When I encountered MOVE I had been making my way into radical and anarchist politics by way of punk rock for a bit over a year. When I get interested in things I tend to go very deep very quickly and I read histories of the Black Panther Party, issues of the Earth First Journal, read “In the Spirit of Crazy Horse” and learned of the American Indian Movement all before encountering MOVE. I was also interested in animal rights and environmentalism. I had recently gone vegetarian and fantasized about moving out west to do tree-sits with Earth First! when I finished high school. 


However, I felt discouraged by how at odds so many of these struggles seemed. Much of what I read in activist circles involved a great deal of in-fighting and competition amongst issues. The unity that MOVE spoke about really resonated with me. That was one of the key things that drew me in. I was also raised Catholic and was frustrated with how institutional religion allied itself with the powerful instead of the oppressed. At the time I espoused anarchist politics and had been claiming to be an atheist for some years, but I've always had a drive towards the theological, and the fact that MOVE had its own theology and philosophy was appealing to me. I wanted a philosophical system to dig into, but something that was embodied, earthy, could be applied in my daily life. Anarchism and much of the political left felt like it had an imbalance toward the merely intellectual and I wanted an idea I could live inside (yes, I’m aware that I just described an ideal cult member). 


Over the years I’ve paid close attention to people’s stories about what drew them into MOVE. In the late 90s, there were many middle-class white supporters like myself who were often drawn in through the Mumia movement and most of their experiences were similar to my own. For many of the, predominantly but not exclusively, Black supporters and members who were drawn into MOVE in the late '70s it was May 20th of 1977, the famous “Guns on the Porch Day” that made such an impression. 

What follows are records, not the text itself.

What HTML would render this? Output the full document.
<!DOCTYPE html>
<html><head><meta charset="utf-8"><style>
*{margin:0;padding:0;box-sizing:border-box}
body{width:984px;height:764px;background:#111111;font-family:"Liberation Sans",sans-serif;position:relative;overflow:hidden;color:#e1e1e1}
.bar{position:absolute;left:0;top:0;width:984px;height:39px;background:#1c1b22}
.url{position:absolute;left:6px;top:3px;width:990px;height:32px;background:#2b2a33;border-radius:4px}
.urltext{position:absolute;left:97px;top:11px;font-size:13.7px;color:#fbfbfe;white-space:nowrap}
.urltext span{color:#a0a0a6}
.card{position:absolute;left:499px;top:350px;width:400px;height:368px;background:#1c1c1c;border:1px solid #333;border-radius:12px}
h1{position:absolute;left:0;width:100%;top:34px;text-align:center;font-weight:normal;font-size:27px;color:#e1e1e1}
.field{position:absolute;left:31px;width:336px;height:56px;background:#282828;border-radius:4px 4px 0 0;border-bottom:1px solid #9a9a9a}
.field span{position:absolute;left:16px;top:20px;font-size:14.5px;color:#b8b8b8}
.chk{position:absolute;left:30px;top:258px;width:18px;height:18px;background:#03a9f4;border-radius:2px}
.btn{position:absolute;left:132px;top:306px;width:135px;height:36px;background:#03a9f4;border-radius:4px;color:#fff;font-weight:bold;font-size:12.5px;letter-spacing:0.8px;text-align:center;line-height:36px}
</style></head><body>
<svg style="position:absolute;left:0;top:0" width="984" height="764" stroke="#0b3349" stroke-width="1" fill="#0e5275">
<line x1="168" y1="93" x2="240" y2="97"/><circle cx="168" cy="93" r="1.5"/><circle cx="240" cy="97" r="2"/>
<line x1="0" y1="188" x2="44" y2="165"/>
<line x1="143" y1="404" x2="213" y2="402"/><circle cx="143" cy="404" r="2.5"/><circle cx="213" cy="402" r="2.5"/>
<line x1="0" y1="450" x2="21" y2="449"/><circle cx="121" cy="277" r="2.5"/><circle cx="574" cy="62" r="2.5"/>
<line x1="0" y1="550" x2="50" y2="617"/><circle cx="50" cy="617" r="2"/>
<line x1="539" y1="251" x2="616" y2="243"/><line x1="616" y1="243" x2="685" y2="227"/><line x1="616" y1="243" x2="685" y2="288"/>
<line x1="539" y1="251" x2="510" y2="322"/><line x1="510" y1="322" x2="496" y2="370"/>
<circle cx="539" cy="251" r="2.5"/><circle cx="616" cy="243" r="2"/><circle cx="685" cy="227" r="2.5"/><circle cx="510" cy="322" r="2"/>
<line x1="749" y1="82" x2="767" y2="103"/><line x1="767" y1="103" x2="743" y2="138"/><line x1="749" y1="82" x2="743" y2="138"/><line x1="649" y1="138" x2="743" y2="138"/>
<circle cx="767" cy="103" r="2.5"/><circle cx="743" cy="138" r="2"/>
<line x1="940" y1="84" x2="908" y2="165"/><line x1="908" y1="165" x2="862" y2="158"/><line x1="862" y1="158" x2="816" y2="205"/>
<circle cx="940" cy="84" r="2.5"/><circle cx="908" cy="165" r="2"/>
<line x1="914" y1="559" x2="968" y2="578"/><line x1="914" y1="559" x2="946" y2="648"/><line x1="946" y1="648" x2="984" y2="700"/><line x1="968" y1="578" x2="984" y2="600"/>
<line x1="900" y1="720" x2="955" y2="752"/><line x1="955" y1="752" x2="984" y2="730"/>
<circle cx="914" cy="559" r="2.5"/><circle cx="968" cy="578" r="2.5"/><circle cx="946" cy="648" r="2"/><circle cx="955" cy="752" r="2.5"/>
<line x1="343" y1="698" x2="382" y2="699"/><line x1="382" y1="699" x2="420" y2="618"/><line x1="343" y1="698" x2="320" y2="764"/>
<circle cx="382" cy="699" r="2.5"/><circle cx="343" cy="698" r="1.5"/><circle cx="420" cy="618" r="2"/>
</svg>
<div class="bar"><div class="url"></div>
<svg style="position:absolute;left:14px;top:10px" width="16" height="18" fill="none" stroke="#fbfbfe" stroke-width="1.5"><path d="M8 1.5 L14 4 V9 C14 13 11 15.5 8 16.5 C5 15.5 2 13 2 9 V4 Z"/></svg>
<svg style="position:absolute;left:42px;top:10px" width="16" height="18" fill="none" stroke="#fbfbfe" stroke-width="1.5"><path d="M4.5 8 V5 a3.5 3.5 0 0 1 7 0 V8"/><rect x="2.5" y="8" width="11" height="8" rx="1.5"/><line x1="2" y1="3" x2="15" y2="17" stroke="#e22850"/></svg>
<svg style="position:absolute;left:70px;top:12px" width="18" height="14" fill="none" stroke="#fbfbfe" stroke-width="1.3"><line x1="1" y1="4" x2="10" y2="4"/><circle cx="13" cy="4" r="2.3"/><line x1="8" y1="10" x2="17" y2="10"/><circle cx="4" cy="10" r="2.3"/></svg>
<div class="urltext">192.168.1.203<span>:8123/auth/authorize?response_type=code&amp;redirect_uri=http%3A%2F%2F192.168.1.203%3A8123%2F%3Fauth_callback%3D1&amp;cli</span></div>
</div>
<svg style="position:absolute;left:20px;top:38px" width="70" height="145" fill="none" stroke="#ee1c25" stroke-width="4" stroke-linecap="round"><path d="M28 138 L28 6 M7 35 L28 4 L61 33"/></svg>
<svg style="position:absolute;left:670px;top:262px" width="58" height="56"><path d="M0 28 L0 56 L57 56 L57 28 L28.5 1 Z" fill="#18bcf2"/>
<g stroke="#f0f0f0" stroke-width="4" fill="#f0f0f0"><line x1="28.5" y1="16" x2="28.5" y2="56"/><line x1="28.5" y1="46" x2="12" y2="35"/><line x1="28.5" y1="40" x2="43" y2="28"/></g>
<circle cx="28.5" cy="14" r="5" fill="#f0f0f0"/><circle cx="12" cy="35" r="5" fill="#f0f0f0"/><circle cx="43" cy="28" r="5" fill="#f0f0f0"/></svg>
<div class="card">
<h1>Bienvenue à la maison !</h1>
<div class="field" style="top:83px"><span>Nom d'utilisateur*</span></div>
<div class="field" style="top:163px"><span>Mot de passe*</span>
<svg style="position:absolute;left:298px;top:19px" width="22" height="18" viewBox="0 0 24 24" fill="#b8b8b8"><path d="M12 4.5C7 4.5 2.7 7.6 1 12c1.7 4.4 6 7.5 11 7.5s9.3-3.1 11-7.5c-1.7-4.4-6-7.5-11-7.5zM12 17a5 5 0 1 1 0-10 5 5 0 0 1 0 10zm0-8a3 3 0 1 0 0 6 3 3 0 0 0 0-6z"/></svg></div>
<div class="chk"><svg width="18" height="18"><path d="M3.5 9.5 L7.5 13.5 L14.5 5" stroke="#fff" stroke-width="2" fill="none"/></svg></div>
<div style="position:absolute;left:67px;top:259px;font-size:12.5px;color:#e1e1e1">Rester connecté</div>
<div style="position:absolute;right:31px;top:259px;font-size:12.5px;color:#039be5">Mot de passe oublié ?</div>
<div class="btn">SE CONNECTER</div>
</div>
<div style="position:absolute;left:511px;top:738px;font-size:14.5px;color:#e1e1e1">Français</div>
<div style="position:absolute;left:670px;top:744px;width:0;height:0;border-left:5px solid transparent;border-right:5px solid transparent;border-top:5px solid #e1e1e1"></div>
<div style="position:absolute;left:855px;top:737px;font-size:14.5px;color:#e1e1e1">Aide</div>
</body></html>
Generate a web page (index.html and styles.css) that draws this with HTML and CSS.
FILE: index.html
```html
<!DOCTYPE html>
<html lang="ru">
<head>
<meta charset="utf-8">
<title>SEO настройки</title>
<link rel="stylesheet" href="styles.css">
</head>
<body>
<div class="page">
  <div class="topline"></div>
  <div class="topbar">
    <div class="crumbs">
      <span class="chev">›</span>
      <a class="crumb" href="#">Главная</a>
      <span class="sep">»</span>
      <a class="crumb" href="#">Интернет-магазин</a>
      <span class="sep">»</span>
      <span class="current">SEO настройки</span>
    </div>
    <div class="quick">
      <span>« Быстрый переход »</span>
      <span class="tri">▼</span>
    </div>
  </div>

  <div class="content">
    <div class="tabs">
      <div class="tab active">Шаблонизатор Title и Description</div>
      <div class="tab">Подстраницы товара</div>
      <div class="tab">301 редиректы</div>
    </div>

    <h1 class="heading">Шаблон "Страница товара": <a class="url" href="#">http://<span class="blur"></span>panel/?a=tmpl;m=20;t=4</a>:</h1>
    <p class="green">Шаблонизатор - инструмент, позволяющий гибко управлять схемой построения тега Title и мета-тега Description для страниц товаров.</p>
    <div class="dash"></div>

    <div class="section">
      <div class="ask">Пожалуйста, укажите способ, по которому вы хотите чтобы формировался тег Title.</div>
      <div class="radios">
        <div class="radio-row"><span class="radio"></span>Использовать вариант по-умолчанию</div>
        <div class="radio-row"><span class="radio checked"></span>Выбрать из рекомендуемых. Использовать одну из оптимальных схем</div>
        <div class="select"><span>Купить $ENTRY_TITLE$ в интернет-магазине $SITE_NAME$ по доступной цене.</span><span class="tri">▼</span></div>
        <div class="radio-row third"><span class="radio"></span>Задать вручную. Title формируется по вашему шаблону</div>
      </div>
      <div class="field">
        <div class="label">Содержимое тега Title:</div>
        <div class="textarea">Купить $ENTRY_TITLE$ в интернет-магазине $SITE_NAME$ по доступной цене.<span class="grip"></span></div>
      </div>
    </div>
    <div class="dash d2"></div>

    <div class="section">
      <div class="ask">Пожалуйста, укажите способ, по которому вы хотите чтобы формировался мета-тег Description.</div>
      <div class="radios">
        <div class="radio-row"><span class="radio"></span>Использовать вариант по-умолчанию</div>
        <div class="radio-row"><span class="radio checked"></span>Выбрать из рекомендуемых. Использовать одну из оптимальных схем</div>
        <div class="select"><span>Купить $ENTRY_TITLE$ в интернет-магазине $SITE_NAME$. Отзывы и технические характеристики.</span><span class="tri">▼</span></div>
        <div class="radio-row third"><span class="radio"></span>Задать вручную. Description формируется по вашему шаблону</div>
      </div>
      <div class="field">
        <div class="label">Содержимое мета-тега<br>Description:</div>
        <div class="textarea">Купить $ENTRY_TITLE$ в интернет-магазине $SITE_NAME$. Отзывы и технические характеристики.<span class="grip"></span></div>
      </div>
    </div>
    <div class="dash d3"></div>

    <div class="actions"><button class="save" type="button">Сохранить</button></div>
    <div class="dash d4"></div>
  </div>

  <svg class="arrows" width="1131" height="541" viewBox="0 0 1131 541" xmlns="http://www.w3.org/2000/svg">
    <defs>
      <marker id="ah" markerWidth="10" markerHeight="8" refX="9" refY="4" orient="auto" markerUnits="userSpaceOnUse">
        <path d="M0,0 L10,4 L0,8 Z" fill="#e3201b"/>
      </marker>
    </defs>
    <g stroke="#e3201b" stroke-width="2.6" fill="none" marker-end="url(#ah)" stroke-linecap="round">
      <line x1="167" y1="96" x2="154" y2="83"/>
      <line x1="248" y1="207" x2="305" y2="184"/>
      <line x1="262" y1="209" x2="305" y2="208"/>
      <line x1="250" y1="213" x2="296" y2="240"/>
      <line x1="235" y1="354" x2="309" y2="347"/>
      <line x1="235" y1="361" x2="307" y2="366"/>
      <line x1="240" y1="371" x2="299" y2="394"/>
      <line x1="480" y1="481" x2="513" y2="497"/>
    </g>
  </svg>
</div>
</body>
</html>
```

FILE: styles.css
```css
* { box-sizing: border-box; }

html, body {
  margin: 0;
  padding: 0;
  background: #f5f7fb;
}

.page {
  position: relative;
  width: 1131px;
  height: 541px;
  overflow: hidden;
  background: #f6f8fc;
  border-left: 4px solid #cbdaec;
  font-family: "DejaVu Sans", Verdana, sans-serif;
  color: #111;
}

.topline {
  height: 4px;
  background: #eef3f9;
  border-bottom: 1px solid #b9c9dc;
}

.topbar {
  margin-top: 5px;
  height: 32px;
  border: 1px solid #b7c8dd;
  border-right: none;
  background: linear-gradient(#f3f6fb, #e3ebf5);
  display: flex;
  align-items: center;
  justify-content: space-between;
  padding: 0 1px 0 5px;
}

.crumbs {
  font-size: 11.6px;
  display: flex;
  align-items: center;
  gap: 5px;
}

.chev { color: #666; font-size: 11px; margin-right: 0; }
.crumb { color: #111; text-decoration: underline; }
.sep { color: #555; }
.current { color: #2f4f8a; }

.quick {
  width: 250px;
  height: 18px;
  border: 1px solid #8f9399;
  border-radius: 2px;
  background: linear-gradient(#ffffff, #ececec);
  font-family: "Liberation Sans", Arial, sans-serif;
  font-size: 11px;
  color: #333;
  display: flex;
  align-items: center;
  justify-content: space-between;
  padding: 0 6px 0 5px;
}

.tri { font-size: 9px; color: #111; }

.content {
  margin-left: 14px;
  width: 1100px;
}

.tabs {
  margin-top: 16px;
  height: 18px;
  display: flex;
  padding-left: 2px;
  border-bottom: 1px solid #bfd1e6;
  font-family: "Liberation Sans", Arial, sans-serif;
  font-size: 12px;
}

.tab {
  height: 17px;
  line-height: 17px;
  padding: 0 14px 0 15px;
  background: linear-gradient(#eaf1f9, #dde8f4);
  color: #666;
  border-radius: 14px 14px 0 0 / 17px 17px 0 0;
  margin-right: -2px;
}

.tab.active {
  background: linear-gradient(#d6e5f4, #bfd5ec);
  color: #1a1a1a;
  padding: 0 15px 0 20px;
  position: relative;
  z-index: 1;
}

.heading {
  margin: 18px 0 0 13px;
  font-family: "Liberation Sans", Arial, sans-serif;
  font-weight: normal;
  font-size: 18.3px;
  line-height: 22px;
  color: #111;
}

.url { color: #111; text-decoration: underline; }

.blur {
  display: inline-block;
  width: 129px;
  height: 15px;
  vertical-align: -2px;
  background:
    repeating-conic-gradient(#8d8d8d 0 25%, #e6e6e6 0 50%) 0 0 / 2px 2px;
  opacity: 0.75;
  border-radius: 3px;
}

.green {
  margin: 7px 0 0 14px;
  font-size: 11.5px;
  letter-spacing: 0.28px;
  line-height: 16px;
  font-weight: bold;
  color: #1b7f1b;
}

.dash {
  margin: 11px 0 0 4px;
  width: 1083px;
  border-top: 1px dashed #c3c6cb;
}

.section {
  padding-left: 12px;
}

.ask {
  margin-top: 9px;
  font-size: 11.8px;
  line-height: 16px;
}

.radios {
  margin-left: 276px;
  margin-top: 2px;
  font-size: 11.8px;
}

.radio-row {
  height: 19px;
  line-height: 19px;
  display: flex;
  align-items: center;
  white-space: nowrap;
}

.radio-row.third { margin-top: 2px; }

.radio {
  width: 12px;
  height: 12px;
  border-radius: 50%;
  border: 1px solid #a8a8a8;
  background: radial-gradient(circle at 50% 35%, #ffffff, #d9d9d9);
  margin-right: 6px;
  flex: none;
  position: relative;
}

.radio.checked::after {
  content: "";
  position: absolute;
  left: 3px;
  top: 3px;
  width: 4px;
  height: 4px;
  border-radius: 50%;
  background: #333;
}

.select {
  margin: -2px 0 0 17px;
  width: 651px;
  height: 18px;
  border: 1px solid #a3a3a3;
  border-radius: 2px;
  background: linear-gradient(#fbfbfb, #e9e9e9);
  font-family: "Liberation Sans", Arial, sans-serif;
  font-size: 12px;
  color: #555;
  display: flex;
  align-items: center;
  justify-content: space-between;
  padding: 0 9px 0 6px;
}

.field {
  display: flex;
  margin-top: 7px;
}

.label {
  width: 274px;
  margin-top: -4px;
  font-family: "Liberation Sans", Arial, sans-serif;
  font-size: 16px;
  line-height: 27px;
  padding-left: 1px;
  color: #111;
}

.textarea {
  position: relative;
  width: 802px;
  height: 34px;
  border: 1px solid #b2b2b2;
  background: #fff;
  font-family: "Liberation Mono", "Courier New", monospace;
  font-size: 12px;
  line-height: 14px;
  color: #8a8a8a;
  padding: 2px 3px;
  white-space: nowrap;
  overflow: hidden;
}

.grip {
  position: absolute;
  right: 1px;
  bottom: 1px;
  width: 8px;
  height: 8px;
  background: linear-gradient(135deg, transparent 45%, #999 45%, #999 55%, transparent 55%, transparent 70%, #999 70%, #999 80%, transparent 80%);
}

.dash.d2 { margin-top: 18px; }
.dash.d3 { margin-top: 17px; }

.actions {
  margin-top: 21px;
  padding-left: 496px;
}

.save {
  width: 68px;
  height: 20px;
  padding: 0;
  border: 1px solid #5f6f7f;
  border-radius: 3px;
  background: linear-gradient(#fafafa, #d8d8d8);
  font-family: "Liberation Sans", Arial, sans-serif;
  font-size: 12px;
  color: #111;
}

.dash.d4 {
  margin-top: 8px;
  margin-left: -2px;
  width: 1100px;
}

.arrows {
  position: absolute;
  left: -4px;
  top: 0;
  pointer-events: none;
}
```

On May 20th, 1977, MOVE armed themselves with rifles, and handguns in holsters, and stood on a platform, and walked up and down the block, in front of MOVE headquarters at 33rd and Powelton to protest the vicious brutality and racism of Mayor Frank Rizzo’s police force. The image of MOVE men and women taking up arms and challenging the well-documented brutality of Rizzo's police is incredibly powerful. That stand taken by MOVE was absolutely brilliant and served to galvanize many around MOVE who were justly challenging Mayor Rizzo’s racist police. The strong image of MOVE on the platform was something to rally behind. It is almost a reversal of the humiliating image captured when Rizzo, as police commissioner, raided the Philadelphia Black Panther offices and forced young Panther men to strip naked in front of the media (before beating them away from the media) in August of 1970. 


All of these things that have drawn so many of us to MOVE have tremendous power because they're tied to causes that are just. For most Black Philadelphians in the 1970s, a militant stand against Rizzo was understandable and righteous. The cause that MOVE had allied itself with by taking such a public stand was just. When I first viewed those images in “20 Years on the MOVE” I was inspired and impressed. I wanted to be so brave as to be able to face down an unjust, and racist police force. The other causes that MOVE had allied themselves with, which are mentioned specifically in Debbie’s letter, also still resonate with me. However, I now understand that the stand that MOVE took on May 20th, 1977 was based on many claims that are in need of some serious reevaluation. Though they were tapping into a just cause, and a cause that already had a great deal of force and energy behind it, I don't believe that the stated goals of the May 20th demonstration, the goals that so many rallied behind, actually had much to do with John Africa's strategy, but much of that will have to wait for later posts.


When one is criticizing MOVE it's easy to be mistaken for criticizing the causes and struggles that MOVE has allied itself with, and that is absolutely not what I am attempting to do with this blog, or what any of the survivors who are speaking out are attempting to do (I expand on some of these points further here and here). One of the major points we've been trying to make is that MOVE has used revolutionary politics, environmentalism, and animal rights as a front and that none of those things are actually the purpose of MOVE. 


This gets emotionally complicated for a number of reasons, one of which is that many people, myself included, have had some of the most emotionally meaningful experiences of their life with MOVE. I remember when Maiga and I went on a speaking tour with Ramona Africa in Spain in 2005, there were people who cried while talking to Mona or hearing her speak every day. I know firsthand that her presence, attention, and warmth were remarkable in those situations. I’ve heard from people who left MOVE long ago that sitting in the presence of John Africa could be an awe-inspiring thing, there was just something about him. So how do we hold all of those things at the same time?


This is where I find looking at MOVE through the lens of a cult to be the most effective lens to understand how all of these things come together. Within cults, most people join to serve the just mission that the group is supposedly founded around. Most people who enter these groups are good people who want to make a better world. When Ramona Africa is doing the things that people love her for, I believe that is a very real aspect of Ramona. However, cults also split people. When you're in a group like MOVE the pattern that runs throughout the group, the actual purpose of the group, will have its way. Members will eventually bend to the will of the pattern or they will leave, but there’s not usually an easy way out. That’s why we see such stark opposition between the public face of MOVE, letters like Debbie’s, and the private threats of MOVE, like Ramona’s letter to Steven Spielberg


While the inspiring Millions for Mumia demonstration was happening in Philly on April 24th of 1999, the war of character assassination and intimidation was happening against John Gilbride and his family at the same time. At the same time that MOVE was taking the public stand on May 20th, 1977 there were kids in that house who were malnourished and abused. There is so much more below the surface that we still need to explore, and there are so many stories that still need to be told. That’s why when we wrote our group statement we felt the need to call on older MOVE members to tell the whole truth about MOVE’s past. That’s why we also felt the need to call out certain MOVE members who know the real history of MOVE and yet continued to try to rebrand MOVE to build their own platform. In order to honor the victims and ensure that the patterns of abuse end, it’s important to reveal all that has been hidden behind the positive faces of MOVE. If someone wants to take all of those positive causes that MOVE has claimed to represent and build a new platform that's transparent and doesn’t romanticize a history that involves so much abuse and suffering, more power to them.